Monday, April 7, 2008

Minors and Majors

My time spent at UMBC has had its ups and downs, with fun classes and boring classes just like anyone else. There have been good professors and bad professors, but only two of them have convinced me to make major changes to my academic plan.
It was my freshman year and one of the first classes that I had in college. I had always enjoyed my history classes in high school, so naturally that was what my major was when I first got to UMBC. When I got to my first history class, though, I started having second thoughts. The professor was rarely prepared for class and showed up late several times. Also, he spoke in a low, monotone voice so that staying awake through the lectures was a challenge on top of learning the material covered. When there were lectures that were semi-coherent, the professor would often ask very drawn out, seemingly rhetorical questions that nobody knew the answer to because we hadn’t yet covered the material. After waiting for at least ten seconds for someone to answer, he’d yell at the class and ask us why we didn’t know anything about U.S. History. Luckily for me, and several other people in the class, most of our grades came from easy quizzes on Blackboard that followed what our book said instead of what little information we may have gotten from the professor. After such a negative experience with history, I changed my major to sociology after my first semester and haven’t looked back since.

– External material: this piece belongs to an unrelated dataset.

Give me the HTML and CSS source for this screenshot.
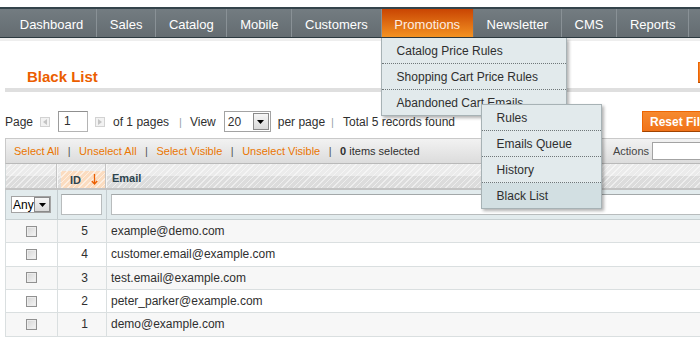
FILE: index.html
```html
<!DOCTYPE html>
<html lang="en">
<head>
<meta charset="utf-8">
<title>Black List</title>
<link rel="stylesheet" href="styles.css">
</head>
<body>
<div class="header-space"></div>
<nav class="nav-bar">
  <ul class="nav">
    <li class="nav-item">Dashboard</li>
    <li class="nav-item">Sales</li>
    <li class="nav-item">Catalog</li>
    <li class="nav-item">Mobile</li>
    <li class="nav-item">Customers</li>
    <li class="nav-item active">Promotions
      <ul class="menu">
        <li class="menu-item">Catalog Price Rules</li>
        <li class="menu-item">Shopping Cart Price Rules</li>
        <li class="menu-item last">Abandoned Cart Emails
          <ul class="menu submenu">
            <li class="menu-item">Rules</li>
            <li class="menu-item">Emails Queue</li>
            <li class="menu-item">History</li>
            <li class="menu-item last current">Black List</li>
          </ul>
        </li>
      </ul>
    </li>
    <li class="nav-item">Newsletter</li>
    <li class="nav-item">CMS</li>
    <li class="nav-item">Reports</li>
    <li class="nav-item">System</li>
  </ul>
</nav>
<div class="nav-shadow"></div>

<main class="content">
  <div class="content-header">
    <h3>Black List</h3>
    <button class="btn btn-add">Add New</button>
  </div>

  <div class="pager">
    <span>Page</span>
    <span class="pg-arrow pg-prev"><svg width="4" height="6" viewBox="0 0 4 6"><path d="M4 0 L0 3 L4 6 Z" fill="#c4c4c4"/></svg></span>
    <span class="pg-input">1</span>
    <span class="pg-arrow pg-next"><svg width="4" height="6" viewBox="0 0 4 6"><path d="M0 0 L4 3 L0 6 Z" fill="#c4c4c4"/></svg></span>
    <span class="pg-of">of 1 pages</span>
    <span class="pipe pipe-1">|</span>
    <span>View</span>
    <span class="sel sel-limit"><span>20</span><span class="sel-btn"><svg width="7" height="4" viewBox="0 0 7 4"><path d="M0 0 H7 L3.5 4 Z" fill="#000"/></svg></span></span>
    <span class="pg-per">per page</span>
    <span class="pipe pipe-2">|</span>
    <span>Total 5 records found</span>
    <span class="pager-buttons">
      <button class="btn btn-reset">Reset Filter</button>
      <button class="btn btn-search">Search</button>
    </span>
  </div>

  <div class="massaction">
    <a class="ma-link">Select All</a>
    <span class="ma-pipe">|</span>
    <a class="ma-link">Unselect All</a>
    <span class="ma-pipe">|</span>
    <a class="ma-link">Select Visible</a>
    <span class="ma-pipe">|</span>
    <a class="ma-link">Unselect Visible</a>
    <span class="ma-pipe">|</span>
    <span><strong>0</strong> items selected</span>
    <span class="ma-actions">
      <span class="ma-label">Actions</span>
      <span class="sel sel-actions"><span></span><span class="sel-btn"><svg width="7" height="4" viewBox="0 0 7 4"><path d="M0 0 H7 L3.5 4 Z" fill="#000"/></svg></span></span>
    </span>
  </div>

  <div class="grid">
    <div class="grid-row headings">
      <div class="cell"></div>
      <div class="cell cell-sort"><span class="sorted"><span>ID</span><svg class="sort-arrow" width="7" height="11" viewBox="0 0 7 11"><path d="M3.5 0 V9.5 M0.8 7 L3.5 10 L6.2 7" stroke="#eb5e00" stroke-width="1.3" fill="none"/></svg></span></div>
      <div class="cell">Email</div>
    </div>
    <div class="grid-row filter">
      <div class="cell"><span class="sel sel-any"><span>Any</span><span class="sel-btn"><svg width="7" height="4" viewBox="0 0 7 4"><path d="M0 0 H7 L3.5 4 Z" fill="#000"/></svg></span></span></div>
      <div class="cell"><span class="f-input f-id"></span></div>
      <div class="cell"><span class="f-input f-email"></span></div>
    </div>
    <div class="grid-row data odd">
      <div class="cell c-check"><input type="checkbox" class="cb"></div>
      <div class="cell c-id">5</div>
      <div class="cell c-email">example@demo.com</div>
    </div>
    <div class="grid-row data">
      <div class="cell c-check"><input type="checkbox" class="cb"></div>
      <div class="cell c-id">4</div>
      <div class="cell c-email">customer.email@example.com</div>
    </div>
    <div class="grid-row data odd">
      <div class="cell c-check"><input type="checkbox" class="cb"></div>
      <div class="cell c-id">3</div>
      <div class="cell c-email">test.email@example.com</div>
    </div>
    <div class="grid-row data">
      <div class="cell c-check"><input type="checkbox" class="cb"></div>
      <div class="cell c-id">2</div>
      <div class="cell c-email">peter_parker@example.com</div>
    </div>
    <div class="grid-row data odd">
      <div class="cell c-check"><input type="checkbox" class="cb"></div>
      <div class="cell c-id">1</div>
      <div class="cell c-email">demo@example.com</div>
    </div>
  </div>
</main>
</body>
</html>
```

FILE: styles.css
```css
* { box-sizing: border-box; }

html, body {
  margin: 0;
  padding: 0;
  overflow: hidden;
  background: #fff;
}

body {
  width: 790px;
  font-family: "Liberation Sans", Arial, sans-serif;
  font-size: 12px;
  color: #2f2f2f;
}

/* ---------- navigation ---------- */
.header-space { height: 7px; }

.nav-bar {
  position: relative;
  z-index: 10;
  height: 31px;
  border-top: 2px solid #34444b;
  border-bottom: 1px solid #2c393f;
  background: linear-gradient(#737c81, #646c71);
}

.nav {
  display: flex;
  margin: 0;
  padding: 0 0 0 7px;
  list-style: none;
  height: 28px;
}

.nav-item {
  position: relative;
  height: 28px;
  padding: 0 12.75px;
  line-height: 32px;
  font-size: 13px;
  color: #fff;
  white-space: nowrap;
  border-right: 1px solid #899196;
}

.nav-item.active {
  background: linear-gradient(#c94503, #f39222);
  border-right-color: #6e767b;
  color: #fdeee4;
}

.menu {
  position: absolute;
  left: -1px;
  top: 29px;
  width: 186px;
  margin: 0;
  padding: 0;
  list-style: none;
  background: #e2eaec;
  border: 1px solid #a7b2b5;
  border-top: 0;
  box-shadow: 2px 2px 3px rgba(0, 0, 0, 0.3);
}

.menu-item {
  position: relative;
  height: 26px;
  line-height: 26px;
  padding-left: 15px;
  font-size: 12px;
  color: #2f2f2f;
  white-space: nowrap;
  border-bottom: 1px dotted #6f7779;
}

.menu-item.last {
  height: 25px;
  border-bottom: 0;
}

.menu-item.current { background: #d2dfe2; }

.submenu {
  left: 99px;
  top: 14px;
  width: 121px;
  border-top: 1px solid #a7b2b5;
}

.nav-shadow {
  height: 3px;
  background: #eeeeee;
}

/* ---------- content ---------- */
.content {
  margin-left: 5px;
  width: 780px;
}

.content-header {
  display: flex;
  align-items: flex-end;
  height: 51px;
  border-bottom: 4px solid #dfdfdf;
}

.content-header h3 {
  margin: 0 0 2px 22px;
  font-size: 15px;
  line-height: 18px;
  font-weight: bold;
  color: #eb5e00;
}

.btn {
  height: 21px;
  padding: 0 7px;
  border: 1px solid;
  border-color: #ed6502 #a04300 #a04300 #ed6502;
  background: linear-gradient(#f68a30, #f0731a);
  color: #fff;
  font-family: "Liberation Sans", Arial, sans-serif;
  font-size: 12px;
  font-weight: bold;
  text-align: left;
  white-space: nowrap;
  overflow: hidden;
}

.btn-add {
  margin-left: auto;
  margin-bottom: 5px;
  width: 87px;
}

/* ---------- pager ---------- */
.pager {
  display: flex;
  align-items: center;
  height: 21px;
  margin: 19px 0 6px;
  white-space: nowrap;
}

.pg-arrow {
  display: flex;
  align-items: center;
  justify-content: center;
  width: 10px;
  height: 10px;
  border: 1px solid #d2d2d2;
  background: #f2f2f2;
}

.pg-prev { margin-left: 7px; }
.pg-next { margin-left: 7px; }

.pg-input {
  width: 30px;
  height: 21px;
  margin-left: 8px;
  padding-left: 5px;
  line-height: 19px;
  border: 1px solid #b4b4b4;
  border-top-color: #8f8f8f;
  border-left-color: #9c9c9c;
  background: #fff;
}

.pg-of { margin-left: 8px; }

.pipe {
  color: #9aa4a8;
  font-size: 11px;
}

.pipe-1 { margin: 0 8px 0 10px; }
.pipe-2 { margin: 0 9px 0 6px; }

.sel {
  display: flex;
  align-items: center;
  justify-content: space-between;
  border: 1px solid #a3a3a3;
  background: #fff;
}

.sel-btn {
  display: flex;
  align-items: center;
  justify-content: center;
  width: 16px;
  border: 1px solid #8a8a8a;
  background: linear-gradient(#f6f6f6, #d9d9d9);
}

.sel-limit {
  width: 47px;
  height: 21px;
  margin-left: 8px;
  padding: 0 1px 0 3px;
}

.sel-limit .sel-btn { height: 17px; }

.pg-per { margin-left: 7px; }

.pager-buttons {
  display: flex;
  gap: 4px;
  margin-left: auto;
}

.btn-reset { width: 82px; }
.btn-search { width: 57px; }

/* ---------- massaction ---------- */
.massaction {
  display: flex;
  align-items: center;
  height: 26px;
  padding-left: 8px;
  border: 1px solid #c9c9c9;
  border-bottom-color: #b9b9b9;
  background: linear-gradient(#f2f2f2, #dcdcdc);
  font-size: 11px;
  white-space: nowrap;
}

.ma-link { color: #ea7601; }

.ma-pipe {
  margin: 0 8.5px;
  color: #555;
}

.ma-actions {
  display: flex;
  align-items: center;
  margin-left: auto;
  padding-right: 12px;
}

.ma-label { color: #444; }

.sel-actions {
  width: 120px;
  height: 18px;
  margin-left: 3px;
  padding: 0 1px 0 3px;
}

.sel-actions .sel-btn { height: 14px; }

/* ---------- grid ---------- */
.grid { width: 780px; }

.grid-row {
  display: grid;
  grid-template-columns: 52px 49px 1fr;
}

.cell {
  display: flex;
  align-items: center;
  border-left: 1px solid #dadfe0;
  min-width: 0;
}

.headings {
  height: 26px;
  border-bottom: 2px solid #c3c3c3;
  background:
    repeating-linear-gradient(135deg, rgba(255,255,255,0.5) 0 1px, rgba(255,255,255,0) 1px 4px),
    linear-gradient(#ebebeb 0 50%, #dcdcdc 50% 100%);
  font-size: 11px;
  font-weight: bold;
  color: #2d444f;
}

.headings .cell {
  padding-top: 4px;
  border-left: 1px solid #f7f7f7;
  box-shadow: -1px 0 0 #c4c4c4;
}

.headings .cell:first-child {
  border-left-color: #cfd5d6;
  box-shadow: none;
}

.headings .cell:last-child { padding-left: 5px; }

.headings .cell-sort {
  align-items: flex-end;
  padding-top: 0;
}

.sorted {
  display: flex;
  align-items: center;
  width: 44px;
  height: 17px;
  margin-left: 3px;
  padding-left: 9px;
  background:
    repeating-linear-gradient(135deg, rgba(255,255,255,0.55) 0 1px, rgba(255,255,255,0) 1px 4px),
    #fbdcc0;
}

.sort-arrow { margin-left: 10px; }

.filter {
  height: 30px;
  border-bottom: 1px solid #c7d0d2;
  background: #e2ebed;
}

.filter .cell { border-left-color: #c4cdd0; }

.filter .cell:first-child { padding-left: 5px; }
.filter .cell:nth-child(2) { padding-left: 3px; }
.filter .cell:nth-child(3) { padding-left: 4px; }

.sel-any {
  width: 40px;
  height: 17px;
  padding: 0 0 0 1px;
  font-size: 12px;
  color: #000;
}

.sel-any .sel-btn { height: 15px; }

.f-input {
  display: block;
  height: 21px;
  border: 1px solid #b8bcbd;
  border-top-color: #a3a8a9;
  background: #fff;
}

.f-id { width: 41px; }
.f-email { width: 672px; }

.data {
  height: 23.33px;
  border-bottom: 1px solid #dadfe0;
  background: #fff;
}

.data.odd { background: #f7f7f7; }

.c-check { justify-content: center; }

.cb {
  appearance: none;
  -webkit-appearance: none;
  width: 11px;
  height: 11px;
  margin: 0;
  border: 1px solid #919191;
  background: linear-gradient(135deg, #d4d4d4, #f6f6f6);
  box-shadow: inset 0 0 0 1px #ececec;
}

.c-id {
  justify-content: flex-end;
  padding-right: 18px;
}

.c-email {
  padding-left: 4px;
  white-space: nowrap;
}
```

My best educational experience, though, didn’t come from one of my sociology classes. Instead, it was a creative writing class that I added to my schedule at the last minute because I couldn’t get into a sociology class I wanted. In high school, I had gotten decent grades in English, but I didn’t consider myself to be an expert writer by any means. In my creative writing class, we spent most of our time revising and talking about the stories we had written instead of using our time to read lots of books and talk about them. The class itself had no more than twenty students in it, and the professor let the students do most of talking, only jumping in to the conversation every now and then to offer what we could improve on. Unlike the history professor, my professor for creative writing never talked down to us to show that she knew the material and we didn’t. Instead, she acted like just another student in the class, albeit a wise and well versed one on the most important aspects of successful writing. I finished the class with an A and soon after, started pursuing a minor in writing.